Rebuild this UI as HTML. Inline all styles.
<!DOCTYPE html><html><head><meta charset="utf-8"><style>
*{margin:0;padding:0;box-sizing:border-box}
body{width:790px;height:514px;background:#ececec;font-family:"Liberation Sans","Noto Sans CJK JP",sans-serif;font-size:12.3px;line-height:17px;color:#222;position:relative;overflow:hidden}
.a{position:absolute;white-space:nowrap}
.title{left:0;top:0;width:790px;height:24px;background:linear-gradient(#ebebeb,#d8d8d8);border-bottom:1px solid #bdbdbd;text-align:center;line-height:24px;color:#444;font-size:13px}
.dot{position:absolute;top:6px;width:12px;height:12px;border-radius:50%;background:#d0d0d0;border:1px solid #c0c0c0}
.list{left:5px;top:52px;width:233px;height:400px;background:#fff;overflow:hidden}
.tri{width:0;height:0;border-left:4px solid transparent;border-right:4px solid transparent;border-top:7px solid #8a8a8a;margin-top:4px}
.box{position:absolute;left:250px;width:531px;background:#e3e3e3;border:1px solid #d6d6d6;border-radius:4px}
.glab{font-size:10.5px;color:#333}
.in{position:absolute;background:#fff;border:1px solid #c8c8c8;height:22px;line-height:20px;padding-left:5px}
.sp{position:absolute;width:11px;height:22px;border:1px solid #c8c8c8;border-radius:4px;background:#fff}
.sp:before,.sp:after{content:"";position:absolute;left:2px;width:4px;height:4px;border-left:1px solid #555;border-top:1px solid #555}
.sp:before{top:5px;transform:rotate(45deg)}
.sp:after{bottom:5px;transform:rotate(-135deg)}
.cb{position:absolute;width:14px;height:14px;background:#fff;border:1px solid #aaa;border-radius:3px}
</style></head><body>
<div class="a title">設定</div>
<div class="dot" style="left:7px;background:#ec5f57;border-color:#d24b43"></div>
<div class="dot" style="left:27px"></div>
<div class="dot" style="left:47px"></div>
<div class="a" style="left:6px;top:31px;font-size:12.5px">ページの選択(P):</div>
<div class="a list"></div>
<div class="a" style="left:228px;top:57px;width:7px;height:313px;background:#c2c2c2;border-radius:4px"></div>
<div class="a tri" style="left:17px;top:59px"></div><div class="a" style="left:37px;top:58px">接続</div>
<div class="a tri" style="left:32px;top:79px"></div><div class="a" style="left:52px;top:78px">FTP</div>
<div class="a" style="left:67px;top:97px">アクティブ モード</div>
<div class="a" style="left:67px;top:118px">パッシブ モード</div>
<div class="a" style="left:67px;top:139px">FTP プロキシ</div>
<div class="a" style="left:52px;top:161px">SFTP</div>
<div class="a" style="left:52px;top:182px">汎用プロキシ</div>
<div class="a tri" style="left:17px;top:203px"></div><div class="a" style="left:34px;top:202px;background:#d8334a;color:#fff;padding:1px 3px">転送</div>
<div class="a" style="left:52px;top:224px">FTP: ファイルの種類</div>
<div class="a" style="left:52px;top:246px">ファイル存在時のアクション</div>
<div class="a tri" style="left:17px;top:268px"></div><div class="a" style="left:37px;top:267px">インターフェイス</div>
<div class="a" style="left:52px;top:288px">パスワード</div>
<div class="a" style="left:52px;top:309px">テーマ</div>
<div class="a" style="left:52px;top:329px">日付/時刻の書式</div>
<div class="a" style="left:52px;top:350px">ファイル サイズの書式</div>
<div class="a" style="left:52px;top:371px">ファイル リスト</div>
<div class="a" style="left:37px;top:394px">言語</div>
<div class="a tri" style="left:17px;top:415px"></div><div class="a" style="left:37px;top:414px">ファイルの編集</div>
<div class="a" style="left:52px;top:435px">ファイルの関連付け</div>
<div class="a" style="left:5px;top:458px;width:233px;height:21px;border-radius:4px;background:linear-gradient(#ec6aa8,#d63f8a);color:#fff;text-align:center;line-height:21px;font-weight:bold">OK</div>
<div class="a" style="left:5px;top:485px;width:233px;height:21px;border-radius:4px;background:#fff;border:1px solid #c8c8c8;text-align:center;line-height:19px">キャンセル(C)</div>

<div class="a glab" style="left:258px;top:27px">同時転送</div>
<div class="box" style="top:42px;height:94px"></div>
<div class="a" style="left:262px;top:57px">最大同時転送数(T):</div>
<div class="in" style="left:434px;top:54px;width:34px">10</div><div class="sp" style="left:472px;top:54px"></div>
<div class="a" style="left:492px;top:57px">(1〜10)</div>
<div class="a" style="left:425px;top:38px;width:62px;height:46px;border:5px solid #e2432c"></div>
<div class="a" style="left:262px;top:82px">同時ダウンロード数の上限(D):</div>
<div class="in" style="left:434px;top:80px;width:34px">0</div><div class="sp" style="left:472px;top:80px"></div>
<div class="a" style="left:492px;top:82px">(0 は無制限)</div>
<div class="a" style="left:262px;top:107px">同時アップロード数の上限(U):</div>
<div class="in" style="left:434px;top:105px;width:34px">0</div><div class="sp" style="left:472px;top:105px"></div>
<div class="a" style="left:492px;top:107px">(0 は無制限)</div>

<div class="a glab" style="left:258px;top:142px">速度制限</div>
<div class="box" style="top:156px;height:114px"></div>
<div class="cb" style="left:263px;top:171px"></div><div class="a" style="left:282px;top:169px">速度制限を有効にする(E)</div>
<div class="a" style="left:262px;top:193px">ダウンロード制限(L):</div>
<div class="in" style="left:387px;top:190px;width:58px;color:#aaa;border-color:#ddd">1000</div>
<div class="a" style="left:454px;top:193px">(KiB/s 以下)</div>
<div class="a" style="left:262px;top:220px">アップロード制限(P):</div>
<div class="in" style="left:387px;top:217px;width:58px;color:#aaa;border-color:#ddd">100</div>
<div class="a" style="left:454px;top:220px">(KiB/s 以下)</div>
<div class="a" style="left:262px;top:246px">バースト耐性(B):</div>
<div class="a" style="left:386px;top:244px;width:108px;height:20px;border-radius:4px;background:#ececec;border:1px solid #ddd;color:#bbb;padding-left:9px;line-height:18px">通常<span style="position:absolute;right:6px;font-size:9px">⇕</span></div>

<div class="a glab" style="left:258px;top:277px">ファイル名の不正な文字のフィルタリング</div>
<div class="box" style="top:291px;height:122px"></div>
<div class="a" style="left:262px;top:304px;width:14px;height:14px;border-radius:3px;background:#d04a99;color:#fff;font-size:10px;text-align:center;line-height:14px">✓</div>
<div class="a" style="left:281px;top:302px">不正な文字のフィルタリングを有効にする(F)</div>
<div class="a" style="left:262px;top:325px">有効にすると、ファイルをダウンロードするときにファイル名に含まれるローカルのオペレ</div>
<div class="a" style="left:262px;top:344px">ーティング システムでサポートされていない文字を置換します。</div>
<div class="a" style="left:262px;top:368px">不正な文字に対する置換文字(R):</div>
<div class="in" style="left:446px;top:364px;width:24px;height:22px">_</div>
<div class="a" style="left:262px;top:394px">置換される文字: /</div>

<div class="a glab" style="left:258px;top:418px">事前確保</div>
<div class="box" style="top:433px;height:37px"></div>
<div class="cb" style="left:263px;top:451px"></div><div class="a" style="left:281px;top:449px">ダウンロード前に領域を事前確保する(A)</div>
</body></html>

## Exercise instructions
Transcribe the data above in full, exactly.

## Answer in full
Rebuild this UI as HTML. Inline all styles.
<!DOCTYPE html><html><head><meta charset="utf-8"><style>
*{margin:0;padding:0;box-sizing:border-box}
body{width:790px;height:514px;background:#ececec;font-family:"Liberation Sans","Noto Sans CJK JP",sans-serif;font-size:12.3px;line-height:17px;color:#222;position:relative;overflow:hidden}
.a{position:absolute;white-space:nowrap}
.title{left:0;top:0;width:790px;height:24px;background:linear-gradient(#ebebeb,#d8d8d8);border-bottom:1px solid #bdbdbd;text-align:center;line-height:24px;color:#444;font-size:13px}
.dot{position:absolute;top:6px;width:12px;height:12px;border-radius:50%;background:#d0d0d0;border:1px solid #c0c0c0}
.list{left:5px;top:52px;width:233px;height:400px;background:#fff;overflow:hidden}
.tri{width:0;height:0;border-left:4px solid transparent;border-right:4px solid transparent;border-top:7px solid #8a8a8a;margin-top:4px}
.box{position:absolute;left:250px;width:531px;background:#e3e3e3;border:1px solid #d6d6d6;border-radius:4px}
.glab{font-size:10.5px;color:#333}
.in{position:absolute;background:#fff;border:1px solid #c8c8c8;height:22px;line-height:20px;padding-left:5px}
.sp{position:absolute;width:11px;height:22px;border:1px solid #c8c8c8;border-radius:4px;background:#fff}
.sp:before,.sp:after{content:"";position:absolute;left:2px;width:4px;height:4px;border-left:1px solid #555;border-top:1px solid #555}
.sp:before{top:5px;transform:rotate(45deg)}
.sp:after{bottom:5px;transform:rotate(-135deg)}
.cb{position:absolute;width:14px;height:14px;background:#fff;border:1px solid #aaa;border-radius:3px}
</style></head><body>
<div class="a title">設定</div>
<div class="dot" style="left:7px;background:#ec5f57;border-color:#d24b43"></div>
<div class="dot" style="left:27px"></div>
<div class="dot" style="left:47px"></div>
<div class="a" style="left:6px;top:31px;font-size:12.5px">ページの選択(P):</div>
<div class="a list"></div>
<div class="a" style="left:228px;top:57px;width:7px;height:313px;background:#c2c2c2;border-radius:4px"></div>
<div class="a tri" style="left:17px;top:59px"></div><div class="a" style="left:37px;top:58px">接続</div>
<div class="a tri" style="left:32px;top:79px"></div><div class="a" style="left:52px;top:78px">FTP</div>
<div class="a" style="left:67px;top:97px">アクティブ モード</div>
<div class="a" style="left:67px;top:118px">パッシブ モード</div>
<div class="a" style="left:67px;top:139px">FTP プロキシ</div>
<div class="a" style="left:52px;top:161px">SFTP</div>
<div class="a" style="left:52px;top:182px">汎用プロキシ</div>
<div class="a tri" style="left:17px;top:203px"></div><div class="a" style="left:34px;top:202px;background:#d8334a;color:#fff;padding:1px 3px">転送</div>
<div class="a" style="left:52px;top:224px">FTP: ファイルの種類</div>
<div class="a" style="left:52px;top:246px">ファイル存在時のアクション</div>
<div class="a tri" style="left:17px;top:268px"></div><div class="a" style="left:37px;top:267px">インターフェイス</div>
<div class="a" style="left:52px;top:288px">パスワード</div>
<div class="a" style="left:52px;top:309px">テーマ</div>
<div class="a" style="left:52px;top:329px">日付/時刻の書式</div>
<div class="a" style="left:52px;top:350px">ファイル サイズの書式</div>
<div class="a" style="left:52px;top:371px">ファイル リスト</div>
<div class="a" style="left:37px;top:394px">言語</div>
<div class="a tri" style="left:17px;top:415px"></div><div class="a" style="left:37px;top:414px">ファイルの編集</div>
<div class="a" style="left:52px;top:435px">ファイルの関連付け</div>
<div class="a" style="left:5px;top:458px;width:233px;height:21px;border-radius:4px;background:linear-gradient(#ec6aa8,#d63f8a);color:#fff;text-align:center;line-height:21px;font-weight:bold">OK</div>
<div class="a" style="left:5px;top:485px;width:233px;height:21px;border-radius:4px;background:#fff;border:1px solid #c8c8c8;text-align:center;line-height:19px">キャンセル(C)</div>

<div class="a glab" style="left:258px;top:27px">同時転送</div>
<div class="box" style="top:42px;height:94px"></div>
<div class="a" style="left:262px;top:57px">最大同時転送数(T):</div>
<div class="in" style="left:434px;top:54px;width:34px">10</div><div class="sp" style="left:472px;top:54px"></div>
<div class="a" style="left:492px;top:57px">(1〜10)</div>
<div class="a" style="left:425px;top:38px;width:62px;height:46px;border:5px solid #e2432c"></div>
<div class="a" style="left:262px;top:82px">同時ダウンロード数の上限(D):</div>
<div class="in" style="left:434px;top:80px;width:34px">0</div><div class="sp" style="left:472px;top:80px"></div>
<div class="a" style="left:492px;top:82px">(0 は無制限)</div>
<div class="a" style="left:262px;top:107px">同時アップロード数の上限(U):</div>
<div class="in" style="left:434px;top:105px;width:34px">0</div><div class="sp" style="left:472px;top:105px"></div>
<div class="a" style="left:492px;top:107px">(0 は無制限)</div>

<div class="a glab" style="left:258px;top:142px">速度制限</div>
<div class="box" style="top:156px;height:114px"></div>
<div class="cb" style="left:263px;top:171px"></div><div class="a" style="left:282px;top:169px">速度制限を有効にする(E)</div>
<div class="a" style="left:262px;top:193px">ダウンロード制限(L):</div>
<div class="in" style="left:387px;top:190px;width:58px;color:#aaa;border-color:#ddd">1000</div>
<div class="a" style="left:454px;top:193px">(KiB/s 以下)</div>
<div class="a" style="left:262px;top:220px">アップロード制限(P):</div>
<div class="in" style="left:387px;top:217px;width:58px;color:#aaa;border-color:#ddd">100</div>
<div class="a" style="left:454px;top:220px">(KiB/s 以下)</div>
<div class="a" style="left:262px;top:246px">バースト耐性(B):</div>
<div class="a" style="left:386px;top:244px;width:108px;height:20px;border-radius:4px;background:#ececec;border:1px solid #ddd;color:#bbb;padding-left:9px;line-height:18px">通常<span style="position:absolute;right:6px;font-size:9px">⇕</span></div>

<div class="a glab" style="left:258px;top:277px">ファイル名の不正な文字のフィルタリング</div>
<div class="box" style="top:291px;height:122px"></div>
<div class="a" style="left:262px;top:304px;width:14px;height:14px;border-radius:3px;background:#d04a99;color:#fff;font-size:10px;text-align:center;line-height:14px">✓</div>
<div class="a" style="left:281px;top:302px">不正な文字のフィルタリングを有効にする(F)</div>
<div class="a" style="left:262px;top:325px">有効にすると、ファイルをダウンロードするときにファイル名に含まれるローカルのオペレ</div>
<div class="a" style="left:262px;top:344px">ーティング システムでサポートされていない文字を置換します。</div>
<div class="a" style="left:262px;top:368px">不正な文字に対する置換文字(R):</div>
<div class="in" style="left:446px;top:364px;width:24px;height:22px">_</div>
<div class="a" style="left:262px;top:394px">置換される文字: /</div>

<div class="a glab" style="left:258px;top:418px">事前確保</div>
<div class="box" style="top:433px;height:37px"></div>
<div class="cb" style="left:263px;top:451px"></div><div class="a" style="left:281px;top:449px">ダウンロード前に領域を事前確保する(A)</div>
</body></html>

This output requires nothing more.